When compared, it seems that the fees and the prices shot up simultaneously, but also fell together. This is easily explained by people being willing to pay top dollar to get their Bitcoins into exchanges to sell them at the high prices of December. As the prices fell, so did people’s interest, and transaction fees simply followed suit.

The decrease in transactions, however, is another matter entirely. There is a realistic possibility that exorbitant fee prices have forced large transaction processors to implement a technology called “batching”. It means including many payments to many different recipients into a single Bitcoin transaction – thus leaving more space on the blockchain.
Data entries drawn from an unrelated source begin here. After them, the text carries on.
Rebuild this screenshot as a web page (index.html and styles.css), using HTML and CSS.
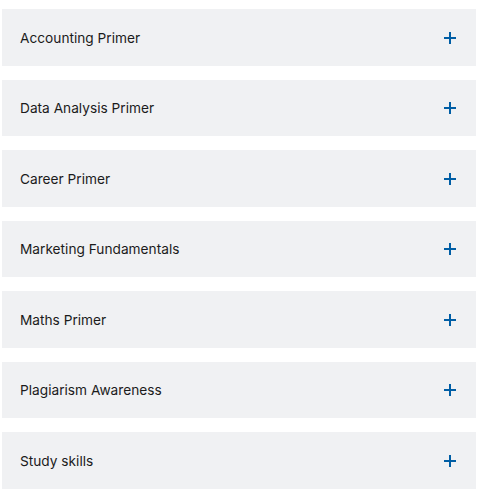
FILE: index.html
```html
<!DOCTYPE html>
<html>
<head>
<meta charset="utf-8">
<link rel="stylesheet" href="styles.css">
</head>
<body>
<div class="accordion">
  <div class="item"><span class="label">Accounting Primer</span><span class="plus"></span></div>
  <div class="item"><span class="label">Data Analysis Primer</span><span class="plus"></span></div>
  <div class="item"><span class="label">Career Primer</span><span class="plus"></span></div>
  <div class="item"><span class="label">Marketing Fundamentals</span><span class="plus"></span></div>
  <div class="item"><span class="label">Maths Primer</span><span class="plus"></span></div>
  <div class="item"><span class="label">Plagiarism Awareness</span><span class="plus"></span></div>
  <div class="item"><span class="label">Study skills</span><span class="plus"></span></div>
</div>
</body>
</html>
```
FILE: styles.css
```css
html, body { margin: 0; padding: 0; background: #fff; }
.accordion {
  display: flex;
  flex-direction: column;
  gap: 14px;
  padding: 9px 10px 0 2px;
  width: 474px;
}
.item {
  display: flex;
  align-items: center;
  justify-content: space-between;
  height: 56.5px;
  background: #f0f1f3;
  padding: 1px 20px 0 18px;
  box-sizing: border-box;
}
.label {
  font-family: Inter, "Liberation Sans", sans-serif;
  font-size: 13.7px;
  color: #1b1b1b;
}
.plus {
  position: relative;
  width: 12px;
  height: 12px;
}
.plus::before, .plus::after {
  content: "";
  position: absolute;
  background: #005ea5;
}
.plus::before { left: 0; right: 0; top: 5px; height: 2px; }
.plus::after { top: 0; bottom: 0; left: 5px; width: 2px; }
```
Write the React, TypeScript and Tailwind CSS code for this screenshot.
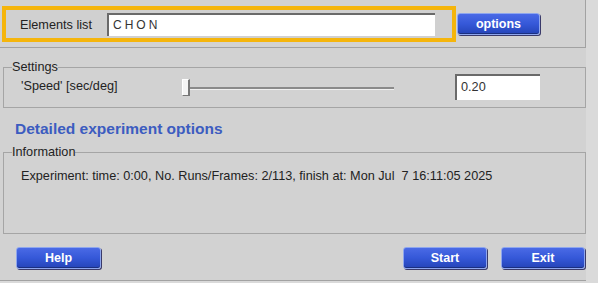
import React from "react";

const font = { fontFamily: '"Liberation Sans", Arial, sans-serif' };

function BlueButton({ label, className }: { label: string; className: string }) {
  return (
    <button
      className={
        "h-[22px] rounded-[3px] border border-[#8ea6ee] bg-gradient-to-b from-[#4a6ae6] via-[#3558d8] to-[#2544b8] text-white text-[12.5px] font-bold font-['Liberation_Sans',Arial,sans-serif] shadow-[inset_0_-1px_0_#1a2f80,1px_1px_0_#3a3a6a] " +
        className
      }
    >
      {label}
    </button>
  );
}

export default function App() {
  return (
    <div
      className="w-[598px] h-[283px] bg-[#dadada] text-[#222] text-[12.7px] flex flex-col overflow-hidden"
      style={font}
    >
      {/* Top panel */}
      <div className="w-[586px] h-[48px] shrink-0 bg-[#d2d2d2] border-b border-r border-[#a2a2a2] flex pt-[6px] pl-[2px]">
        <div className="w-[454px] h-[36px] border-4 border-[#f5b50c] bg-[#d0d0d0] flex items-center">
          <span className="ml-[14px] mt-[3px] w-[87px] text-[12.7px] text-[#222]">Elements list</span>
          <div className="w-[328px] h-[23px] bg-white border-t-2 border-l-2 border-[#6a6a6a] flex items-center pl-[4px] text-[12px] tracking-[3px] text-[#333]">
            CHON
          </div>
        </div>
        <BlueButton label="options" className="ml-[1px] mt-[7px] w-[83px]" />
      </div>

      <div className="w-[586px] h-[233px] shrink-0 bg-[#d2d2d2] flex flex-col pl-[3px] border-b border-[#a2a2a2]">
        {/* Settings */}
        <fieldset className="mt-[12px] h-[48px] border border-[#a5a5a5] pl-[6px] flex items-center">
          <legend className="px-0 text-[12.7px] leading-[14px] text-[#222] ml-[2px]">Settings</legend>
          <div className="flex items-center w-full h-full pb-[6px]">
            <span className="ml-[11px] w-[161px] text-[12.7px]">'Speed' [sec/deg]</span>
            <div className="relative w-[214px] h-[18px] flex items-center">
              <div className="w-[8px] h-[17px] bg-[#f4f4f4] border-r-2 border-b border-[#777] border-l border-t border-l-white border-t-white shrink-0" />
              <div className="w-[204px] h-[3px] bg-[#f0f0f0] border-t-2 border-[#8a8a8a] mt-[2px]" />
            </div>
            <div className="ml-[59px] w-[85px] h-[26px] bg-white border-t-2 border-l-2 border-[#6a6a6a] flex items-center pl-[4px] text-[12.7px] text-[#333]">
              0.20
            </div>
          </div>
        </fieldset>

        <div className="mt-[11px] ml-[12px] h-[19px] text-[15.5px] font-bold text-[#3c5cc0] leading-[19px]">
          Detailed experiment options
        </div>

        {/* Information */}
        <fieldset className="mt-[7px] h-[89px] border border-[#a5a5a5] pl-[6px]">
          <legend className="px-0 text-[12.7px] leading-[14px] text-[#222] ml-[2px]">Information</legend>
          <div className="ml-[11px] mt-[8px] text-[12.7px] text-[#222] whitespace-pre">
            Experiment: time: 0:00, No. Runs/Frames: 2/113, finish at: Mon Jul  7 16:11:05 2025
          </div>
        </fieldset>

        {/* Buttons */}
        <div className="flex items-center mt-[13px]">
          <BlueButton label="Help" className="ml-[13px] w-[85px]" />
          <div className="flex-1" />
          <BlueButton label="Start" className="w-[84px]" />
          <BlueButton label="Exit" className="ml-[14px] mr-[1px] w-[84px]" />
        </div>
      </div>
    </div>
  );
}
That is exactly what crypto exchange ShapeShift did, according to their announcement.

Mike Belshe, BitGo, a Blockchain security company, engineer, said to Coindesk that, “even if just one large exchange started batching transactions, it could have a huge impact on the overall transaction load.”

Another solution to this problem that has already occurred to some was to simply raise the block size in Bitcoin – which produced Bitcoin Cash after the group did not get their way. Since the forking, what remained behind was the “small block” faction, which will fight tooth and claw to find a way around the problem without raising the block size. So they’ve focused on a technological upgrade called Segregated Witness (known as SegWit in the industry) that separates cryptographic signatures from the rest of the blockchain data, thus effectively increasing block size.

Rolling out the necessary changes for SegWit takes time, though – six months after the upgrade went into effect, only about 14% of Bitcoin transactions use the new format. There hasn’t been much of a recent increase in SegWit use either. For the past several months, only about 10-14% of transactions, according to SegWit tracking site SegWit Party.

Resurgence of Bitcoin fees is a real possibility. If the current trend continues, a new rise in the price might bring higher fees as well – so low prices right now may be a blessing in disguise. But for now, lower fees might set a new standard, thus restricting them from rising to previous heights.